N’importe qui, du moment qu’il a des choses à nous apprendre ou des choses pour nous surprendre. Dans les pages de CQFD, on trouve un cheminot, un chanteur de rap, un bassiste de groupe punk, un postier, un taulard, des photo-bulleurs, des chômeurs et même des journalistes - alors pourquoi pas n’importe qui ?

Comment vous situez vous par rapport à Charlie Hebdo, le Canard Enchaîné et PLPL ?

On a des affinités naturelles avec PLPL, mais nos principes de fonctionnement sont différents des leurs : nous, on marche en bande, eux, ils bossent plutôt chacun de leur côté. Le Canard ? Il y a des lecteurs qui nous affublent de l’étiquette « Canard enchaîné de la gauche radicale », au motif qu’on dévoile parfois les turpitudes de certaines personnalités classées comme contestataires. La comparaison n’est pas infamante, mais je ne crois pas qu’elle soit judicieuse pour autant. Ne serait-ce que parce que le rédac-chef du Canard gagne plus de 10 000 euros par mois, alors que chez nous, on ne gagne que des capsules de bière. Par contre, ceux qui nous taxent de « Charlie anar » se fourrent complètement le doigt dans l’œil : nous, on n’a pas de patriarche, ni de patron, ni de patron-adjoint, ni de sous-patron adjoint, ni de copain au patron qui guigne la place du sous-patron adjoint, ni d’actionnaires, ni de poursuites aux Prud’hommes par d’anciens salariés virés parce qu’ils ne riaient pas aux blagues du patron.

Quels sont vos moyens de diffusion et qu’est ce qui a motivé ces choix ?

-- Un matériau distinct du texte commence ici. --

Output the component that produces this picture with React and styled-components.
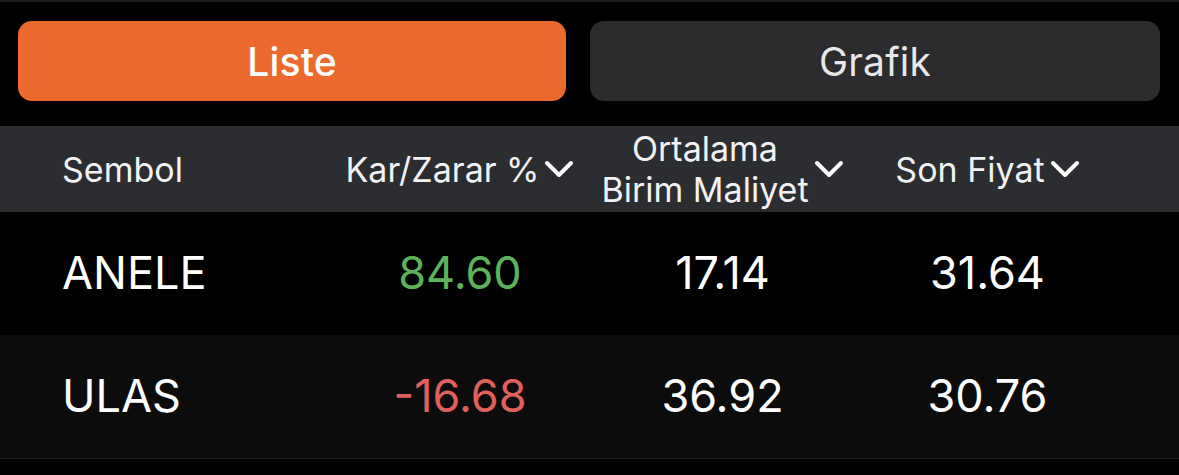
import React from 'react';
import styled, { createGlobalStyle } from 'styled-components';

const GlobalStyle = createGlobalStyle`
  html, body {
    margin: 0;
    padding: 0;
    background: #000;
  }
  body {
    font-family: Inter, "Noto Sans", "Liberation Sans", sans-serif;
    color: #fff;
    -webkit-font-smoothing: antialiased;
  }
`;

const Screen = styled.div`
  width: 1179px;
  height: 475px;
  background: #000;
  border-top: 2px solid #1b1b1d;
  box-sizing: border-box;
  overflow: hidden;
`;

const Tabs = styled.div`
  display: grid;
  grid-template-columns: 548px 1fr;
  gap: 24px;
  padding: 19px 19px 25px 18px;
`;

const Tab = styled.button`
  height: 80px;
  border: none;
  border-radius: 14px;
  background: ${p => (p.$active ? '#ec6a2e' : '#2c2c2e')};
  color: ${p => (p.$active ? '#fff' : '#e8e8ea')};
  font-family: inherit;
  font-size: 39px;
  font-weight: ${p => (p.$active ? 500 : 400)};
  letter-spacing: 0.2px;
  padding: 0;
  cursor: pointer;
`;

const cols = '340px 240px 285px 245px 1fr';

const HeaderRow = styled.div`
  display: grid;
  grid-template-columns: ${cols};
  align-items: center;
  height: 86px;
  background: #2c2d30;
`;

const HeadCell = styled.div`
  display: flex;
  align-items: center;
  justify-content: ${p => (p.$left ? 'flex-start' : 'center')};
  padding-left: ${p => (p.$left ? '62px' : '0')};
  gap: 5px;
  font-size: 34px;
  color: #f2f2f4;
`;

const HeadLabel = styled.span`
  text-align: center;
  line-height: 41px;
`;

const Row = styled.div`
  display: grid;
  grid-template-columns: ${cols};
  align-items: center;
  height: 123px;
  background: ${p => (p.$alt ? '#0c0c0c' : '#000')};
  border-bottom: ${p => (p.$last ? '1px solid #202022' : 'none')};
`;

const Cell = styled.div`
  font-size: 45px;
  font-weight: 400;
  padding-left: ${p => (p.$left ? '62px' : '0')};
  text-align: ${p => (p.$left ? 'left' : 'center')};
  color: ${p => p.$color || '#fff'};
  padding-bottom: 2px;
`;

const Chevron = () => (
  <svg width="30" height="18" viewBox="0 0 30 18" fill="none">
    <path d="M3 3l12 12L27 3" stroke="#fff" strokeWidth="4" strokeLinecap="round" strokeLinejoin="round" />
  </svg>
);

const rows = [
  { sym: 'ANELE', pl: '84.60', avg: '17.14', last: '31.64', color: '#5cb35c' },
  { sym: 'ULAS', pl: '-16.68', avg: '36.92', last: '30.76', color: '#e0605c' },
];

export default function App() {
  return (
    <>
      <GlobalStyle />
      <Screen>
        <Tabs>
          <Tab $active>Liste</Tab>
          <Tab>Grafik</Tab>
        </Tabs>
        <HeaderRow>
          <HeadCell $left>Sembol</HeadCell>
          <HeadCell>
            <HeadLabel>Kar/Zarar %</HeadLabel>
            <Chevron />
          </HeadCell>
          <HeadCell>
            <HeadLabel>Ortalama<br />Birim Maliyet</HeadLabel>
            <Chevron />
          </HeadCell>
          <HeadCell>
            <HeadLabel>Son Fiyat</HeadLabel>
            <Chevron />
          </HeadCell>
        </HeaderRow>
        {rows.map((r, i) => (
          <Row key={r.sym} $alt={i % 2 === 1} $last={i === rows.length - 1}>
            <Cell $left>{r.sym}</Cell>
            <Cell $color={r.color}>{r.pl}</Cell>
            <Cell>{r.avg}</Cell>
            <Cell>{r.last}</Cell>
          </Row>
        ))}
      </Screen>
    </>
  );
}
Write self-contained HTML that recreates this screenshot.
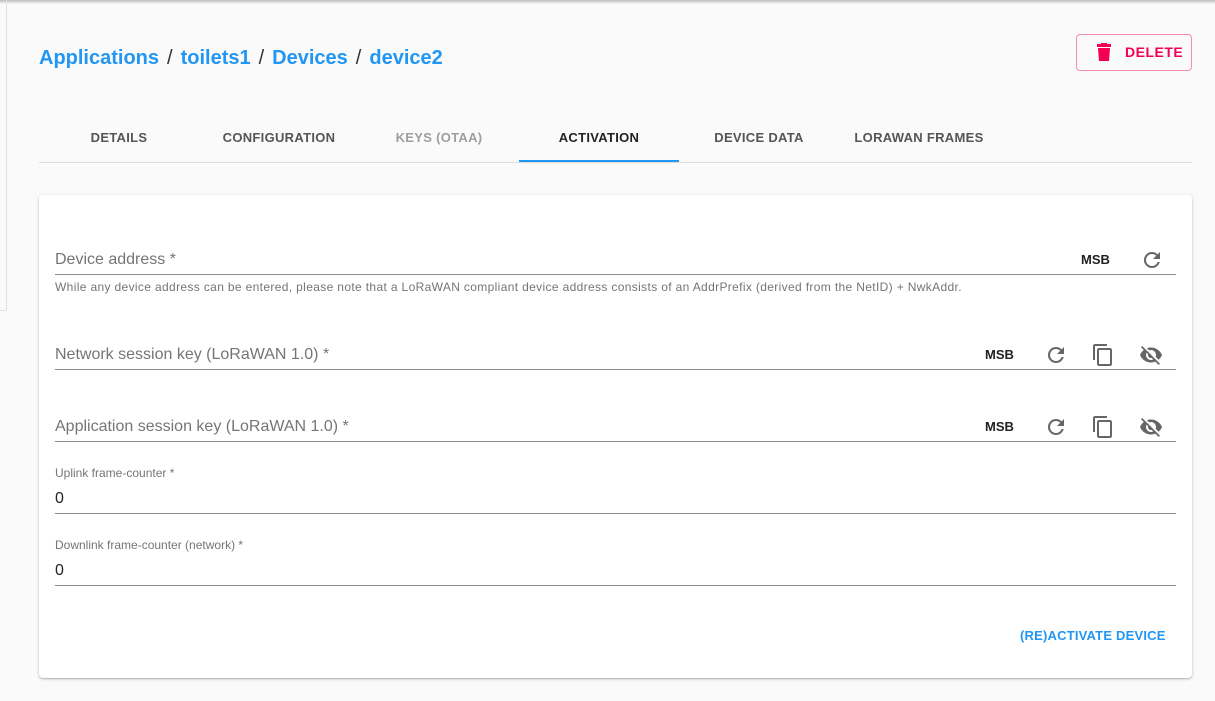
<!DOCTYPE html>
<html><head><meta charset="utf-8"><style>
*{box-sizing:border-box;margin:0;padding:0}
body{width:1215px;height:701px;background:#fafafa;font-family:"Liberation Sans",Roboto,sans-serif;position:relative;overflow:hidden}
.topsh{position:absolute;left:0;top:0;width:1215px;height:4px;background:linear-gradient(#bbb,#fafafa)}
.vl{position:absolute;left:6px;top:0;width:1px;height:310px;background:#e0e0e0}
.vl2{position:absolute;left:0;top:310px;width:6px;height:1px;background:#e0e0e0}
.bc{position:absolute;left:39px;top:47px;font-size:20px;color:#2196f3;white-space:nowrap;font-weight:bold}
.bc span.s{color:#333;margin:0 8px;font-weight:normal}
.del{position:absolute;left:1076px;top:34px;width:116px;height:37px;border:1px solid #f48fb1;border-radius:4px;color:#f50057;font-size:14px;letter-spacing:.5px;font-weight:bold}
.del svg{position:absolute;left:19px;top:8px}
.del span{position:absolute;left:48px;top:9px}
.tabs{position:absolute;left:39px;top:114px;width:1153px;height:49px;border-bottom:1px solid #ddd}
.tab{position:absolute;top:16px;width:160px;text-align:center;font-size:13px;color:#555;letter-spacing:.3px;font-weight:bold}
.ind{position:absolute;left:480px;top:46px;width:160px;height:2px;background:#2196f3}
.card{position:absolute;left:39px;top:195px;width:1153px;height:483px;background:#fff;border-radius:4px;box-shadow:0 1px 3px rgba(0,0,0,.2),0 1px 1px rgba(0,0,0,.14)}
.f{position:absolute;left:16px;width:1121px;border-bottom:1px solid #8c8c8c}
.lbl{position:absolute;left:0;font-size:16px;color:#757575}
.msb{position:absolute;font-size:13px;color:#222;font-weight:600}
.ic{position:absolute}
.help{position:absolute;left:16px;top:85px;font-size:12px;letter-spacing:.35px;color:#757575;white-space:nowrap}
.sm{position:absolute;left:0;font-size:12px;color:#757575}
.val{position:absolute;left:0;font-size:16px;color:#222}
.btn{position:absolute;left:981px;top:433px;font-size:13px;color:#2196f3;letter-spacing:.2px;font-weight:bold}
</style></head><body>
<div class="topsh"></div><div class="vl"></div><div class="vl2"></div>
<div class="bc">Applications<span class="s">/</span>toilets1<span class="s">/</span>Devices<span class="s">/</span>device2</div>
<div class="del"><svg width="16" height="18" viewBox="0 0 16 18"><rect x="1" y="1" width="14" height="3" fill="#f50057"/><rect x="5" y="0" width="6" height="2" fill="#f50057"/><path d="M2 5h12l-1 13H3z" fill="#f50057"/></svg><span>DELETE</span></div>
<div class="tabs">
<div class="tab" style="left:0">DETAILS</div>
<div class="tab" style="left:160px">CONFIGURATION</div>
<div class="tab" style="left:320px;color:#9e9e9e">KEYS (OTAA)</div>
<div class="tab" style="left:480px;color:#222">ACTIVATION</div>
<div class="tab" style="left:640px">DEVICE DATA</div>
<div class="tab" style="left:800px">LORAWAN FRAMES</div>
<div class="ind"></div>
</div>
<div class="card">
<div class="f" style="top:50px;height:30px"><div class="lbl" style="top:6px">Device address *</div>
<div class="msb" style="left:1026px;top:7px">MSB</div>
<svg class="ic" style="left:1085px;top:3px" width="24" height="24" viewBox="0 0 24 24"><path fill="#666" d="M17.65 6.35A7.95 7.95 0 0 0 12 4a8 8 0 1 0 7.73 10h-2.08A6 6 0 1 1 12 6c1.66 0 3.14.69 4.22 1.78L13 11h7V4l-2.35 2.35z"/></svg></div>
<div class="help">While any device address can be entered, please note that a LoRaWAN compliant device address consists of an AddrPrefix (derived from the NetID) + NwkAddr.</div>
<div class="f" style="top:145px;height:30px"><div class="lbl" style="top:6px">Network session key (LoRaWAN 1.0) *</div>
<div class="msb" style="left:930px;top:7px">MSB</div>
<svg class="ic" style="left:989px;top:3px" width="24" height="24" viewBox="0 0 24 24"><path fill="#666" d="M17.65 6.35A7.95 7.95 0 0 0 12 4a8 8 0 1 0 7.73 10h-2.08A6 6 0 1 1 12 6c1.66 0 3.14.69 4.22 1.78L13 11h7V4l-2.35 2.35z"/></svg>
<svg class="ic" style="left:1036px;top:3px" width="24" height="24" viewBox="0 0 24 24"><path fill="#666" d="M16 1H4c-1.1 0-2 .9-2 2v14h2V3h12V1zm3 4H8c-1.1 0-2 .9-2 2v14c0 1.1.9 2 2 2h11c1.1 0 2-.9 2-2V7c0-1.1-.9-2-2-2zm0 16H8V7h11v14z"/></svg>
<svg class="ic" style="left:1084px;top:3px" width="24" height="24" viewBox="0 0 24 24"><path fill="#666" d="M12 7c2.76 0 5 2.240 5 5 0 .65-.13 1.26-.36 1.83l2.92 2.92c1.51-1.26 2.7-2.89 3.430-4.75-1.73-4.39-6-7.5-11-7.5-1.4 0-2.74.25-3.98.7l2.16 2.16C10.74 7.13 11.35 7 12 7zM2 4.27l2.28 2.28.46.46A11.8 11.8 0 0 0 1 12c1.73 4.39 6 7.5 11 7.5 1.55 0 3.03-.3 4.38-.84l.42.42L19.73 22 21 20.73 3.27 3 2 4.27zM7.53 9.8l1.55 1.55c-.05.21-.08.43-.08.65 0 1.66 1.34 3 3 3 .22 0 .44-.03.65-.08l1.55 1.55c-.67.33-1.41.53-2.2.53-2.76 0-5-2.24-5-5 0-.79.2-1.53.53-2.2z"/></svg></div>
<div class="f" style="top:217px;height:30px"><div class="lbl" style="top:6px">Application session key (LoRaWAN 1.0) *</div>
<div class="msb" style="left:930px;top:7px">MSB</div>
<svg class="ic" style="left:989px;top:3px" width="24" height="24" viewBox="0 0 24 24"><path fill="#666" d="M17.65 6.35A7.95 7.95 0 0 0 12 4a8 8 0 1 0 7.73 10h-2.08A6 6 0 1 1 12 6c1.66 0 3.14.69 4.22 1.78L13 11h7V4l-2.35 2.35z"/></svg>
<svg class="ic" style="left:1036px;top:3px" width="24" height="24" viewBox="0 0 24 24"><path fill="#666" d="M16 1H4c-1.1 0-2 .9-2 2v14h2V3h12V1zm3 4H8c-1.1 0-2 .9-2 2v14c0 1.1.9 2 2 2h11c1.1 0 2-.9 2-2V7c0-1.1-.9-2-2-2zm0 16H8V7h11v14z"/></svg>
<svg class="ic" style="left:1084px;top:3px" width="24" height="24" viewBox="0 0 24 24"><path fill="#666" d="M12 7c2.76 0 5 2.24 5 5 0 .65-.13 1.26-.36 1.83l2.92 2.92c1.51-1.26 2.7-2.89 3.43-4.75-1.73-4.39-6-7.5-11-7.5-1.4 0-2.74.25-3.98.7l2.16 2.16C10.74 7.13 11.35 7 12 7zM2 4.27l2.28 2.28.46.46A11.8 11.8 0 0 0 1 12c1.73 4.39 6 7.5 11 7.5 1.55 0 3.03-.3 4.38-.84l.42.42L19.73 22 21 20.73 3.27 3 2 4.27zM7.53 9.8l1.55 1.55c-.05.21-.08.43-.08.65 0 1.66 1.34 3 3 3 .22 0 .44-.03.65-.08l1.55 1.55c-.67.33-1.41.53-2.2.53-2.76 0-5-2.24-5-5 0-.79.2-1.53.53-2.2z"/></svg></div>
<div class="f" style="top:270px;height:49px"><div class="sm" style="top:1px">Uplink frame-counter *</div><div class="val" style="top:25px">0</div></div>
<div class="f" style="top:342px;height:49px"><div class="sm" style="top:1px">Downlink frame-counter (network) *</div><div class="val" style="top:25px">0</div></div>
<div class="btn">(RE)ACTIVATE DEVICE</div>
</div>
</body></html>
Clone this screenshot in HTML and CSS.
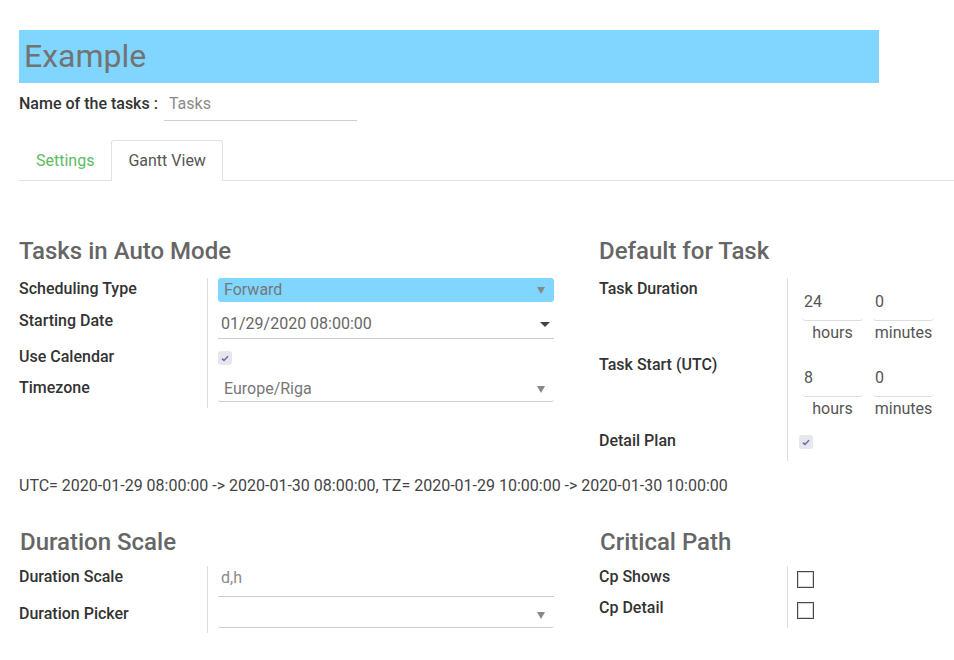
FILE: index.html
```html
<!DOCTYPE html>
<html>
<head>
<meta charset="utf-8">
<link rel="stylesheet" href="styles.css">
</head>
<body>
<div class="sheet">
  <div class="title-bar">Example</div>
  <div class="name-row">
    <span class="name-label">Name of the tasks :</span>
    <span class="name-input">Tasks</span>
  </div>
  <div class="tabs">
    <span class="tab">Settings</span>
    <span class="tab active">Gantt View</span>
  </div>

  <div class="groups g1">
    <div class="col">
      <h2>Tasks in Auto Mode</h2>
      <div class="fields">
        <div class="row r1"><div class="lbl">Scheduling Type</div><div class="val"><div class="select hl">Forward<i class="tri"></i></div></div></div>
        <div class="row r2"><div class="lbl">Starting Date</div><div class="val"><div class="date">01/29/2020 08:00:00<i class="caret"></i></div></div></div>
        <div class="row r3"><div class="lbl">Use Calendar</div><div class="val"><span class="chk on"><svg width="8" height="7" viewBox="0 0 8 7"><path d="M1 3.6 L3 5.4 L7 1.2" fill="none" stroke="#6f6aa8" stroke-width="1.5"/></svg></span></div></div>
        <div class="row r4"><div class="lbl">Timezone</div><div class="val"><div class="select line">Europe/Riga<i class="tri"></i></div></div></div>
      </div>
    </div>
    <div class="col">
      <h2>Default for Task</h2>
      <div class="fields right">
        <div class="row t1"><div class="lbl">Task Duration</div><div class="val"><div class="nums"><div class="num"><div class="box">24</div><div class="unit">hours</div></div><div class="num"><div class="box">0</div><div class="unit">minutes</div></div></div></div></div>
        <div class="row t1"><div class="lbl">Task Start (UTC)</div><div class="val"><div class="nums"><div class="num"><div class="box">8</div><div class="unit">hours</div></div><div class="num"><div class="box">0</div><div class="unit">minutes</div></div></div></div></div>
        <div class="row t3"><div class="lbl">Detail Plan</div><div class="val"><span class="chk on dp"><svg width="8" height="7" viewBox="0 0 8 7"><path d="M1 3.6 L3 5.4 L7 1.2" fill="none" stroke="#6f6aa8" stroke-width="1.5"/></svg></span></div></div>
      </div>
    </div>
  </div>

  <div class="utc">UTC= 2020-01-29 08:00:00 -&gt; 2020-01-30 08:00:00, TZ= 2020-01-29 10:00:00 -&gt; 2020-01-30 10:00:00</div>

  <div class="groups g2">
    <div class="col">
      <h2>Duration Scale</h2>
      <div class="fields">
        <div class="row d1"><div class="lbl">Duration Scale</div><div class="val"><div class="text-in">d,h</div></div></div>
        <div class="row d2"><div class="lbl">Duration Picker</div><div class="val"><div class="select line pick"><i class="tri"></i></div></div></div>
      </div>
    </div>
    <div class="col">
      <h2>Critical Path</h2>
      <div class="fields right">
        <div class="row c1"><div class="lbl">Cp Shows</div><div class="val"><span class="box-chk"></span></div></div>
        <div class="row c1"><div class="lbl">Cp Detail</div><div class="val"><span class="box-chk"></span></div></div>
      </div>
    </div>
  </div>
</div>
</body>
</html>
```

FILE: styles.css
```css
* { box-sizing: border-box; }
html, body { margin: 0; padding: 0; background: #fff; }
body {
  font-family: Roboto, "Liberation Sans", sans-serif;
  font-size: 16px;
  color: #444;
}
.sheet { padding: 30px 0 0 19px; }
.title-bar {
  width: 860px;
  height: 53px;
  background: #80d6ff;
  color: #737373;
  font-size: 32px;
  line-height: 53px;
  padding-left: 5px;
}
.name-row {
  margin-top: 10px;
  display: flex;
  align-items: flex-start;
  height: 28px;
}
.name-label { font-weight: 500; color: #333; line-height: 22px; }
.name-input {
  margin-left: 6px;
  width: 193px;
  height: 28px;
  line-height: 22px;
  padding-left: 5px;
  color: #8a8a8a;
  border-bottom: 1px solid #cfcfcf;
}
.tabs {
  margin-top: 19px;
  display: flex;
  border-bottom: 1px solid #dee2e6;
  height: 41px;
}
.tab {
  height: 41px;
  padding: 0 16px;
  line-height: 40px;
  color: #5dbb63;
  border: 1px solid transparent;
  border-bottom: none;
}
.tab.active {
  color: #555;
  border-color: #dee2e6;
  border-radius: 3px 3px 0 0;
  background: #fff;
  height: 41px;
  margin-bottom: -1px;
}
.groups {
  display: grid;
  grid-template-columns: 535px 1fr;
  column-gap: 45px;
}
.g1 { margin-top: 54px; }
.g2 { margin-top: 30px; }
h2 {
  margin: 0;
  font-size: 24px;
  font-weight: 500;
  color: #666;
  line-height: 30px;
}
.g1 h2 { margin-bottom: 12px; padding-top: 1px; }
.g2 h2 { margin-bottom: 9px; padding-left: 1px; }
.fields .row { display: flex; }
.lbl {
  width: 189px;
  flex: none;
  border-right: 1px solid #ddd;
  font-weight: 500;
  color: #333;
  line-height: 22px;
}
.val { flex: 1; padding-left: 10px; min-width: 0; }
.right .val { padding-left: 9px; }
.r1 { height: 32px; }
.r2 { height: 36px; }
.r3 { height: 31px; }
.r4 { height: 31px; }
.select {
  position: relative;
  height: 24px;
  line-height: 24px;
  padding-left: 6px;
  color: #777;
  width: 336px;
}
.select.hl { background: #80d6ff; border-radius: 3px; }
.select.line { border-bottom: 1px solid #ccc; border-radius: 0 0 3px 3px; height: 25px; }
.tri {
  position: absolute;
  right: 9px;
  top: 9px;
  width: 0; height: 0;
  border-left: 4px solid transparent;
  border-right: 4px solid transparent;
  border-top: 7px solid #888;
}
.date {
  position: relative;
  width: 336px;
  height: 29px;
  line-height: 27px;
  padding-left: 3px;
  color: #666;
  border-bottom: 1px solid #ccc;
}
.caret {
  position: absolute;
  right: 4px;
  top: 12px;
  width: 0; height: 0;
  border-left: 5px solid transparent;
  border-right: 5px solid transparent;
  border-top: 5px solid #444;
}
.chk {
  display: inline-flex;
  align-items: center;
  justify-content: center;
  width: 14px; height: 14px;
  border-radius: 3px;
  background: #e6e7ee;
  margin-top: 5px;
}
.chk.dp { margin-left: 2px; }
.t1 { height: 76px; }
.t3 { height: 31px; }
.nums { display: flex; gap: 10px; margin-left: 5px; padding-top: 10px; }
.num { width: 61px; }
.box {
  height: 33px;
  padding: 3px 0 0 2px;
  line-height: 22px;
  color: #555;
  border-bottom: 1px solid #ddd;
  border-radius: 0 0 4px 4px;
}
.unit { text-align: center; line-height: 24px; color: #555; }
.utc {
  margin-top: 14px;
  line-height: 22px;
  color: #444;
}
.d1 { height: 37px; }
.d2 { height: 30px; }
.text-in {
  width: 336px;
  height: 31px;
  line-height: 24px;
  padding-left: 3px;
  color: #8a8a8a;
  border-bottom: 1px solid #ccc;
}
.pick { margin-top: 0; }
.c1 { height: 31px; }
.box-chk {
  display: block;
  width: 17px; height: 17px;
  margin-top: 5px;
  border: 1.5px solid #4a4a4a;
  box-shadow: inset 0 0 0 1px #d5d5d5;
}
```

On a d’abord nos abonnés : c’est grâce à eux si on paie notre imprimeur rubis sur ongle. On vend aussi dans les manifs, sur les tables de presse ou dans des librairies militantes, grâce au réseau de Co-errances, une coopérative de diffusion avec laquelle on partage la même envie de développer des espaces d’expression alternatifs. Par ailleurs, comme on a aussi envie de rendre notre aventure économiquement viable, on vend notre canard en kiosques. Chaque mois, dix mille numéros de CQFD sont donc distribués par les NMPP, filiale monopolistique de Hachette, propriété du marchand de canons Lagardère. Ça nous reste un peu à travers du gosier, mais c’était ça ou prendre le risque de finir au RMA dans une halle aux chaussures.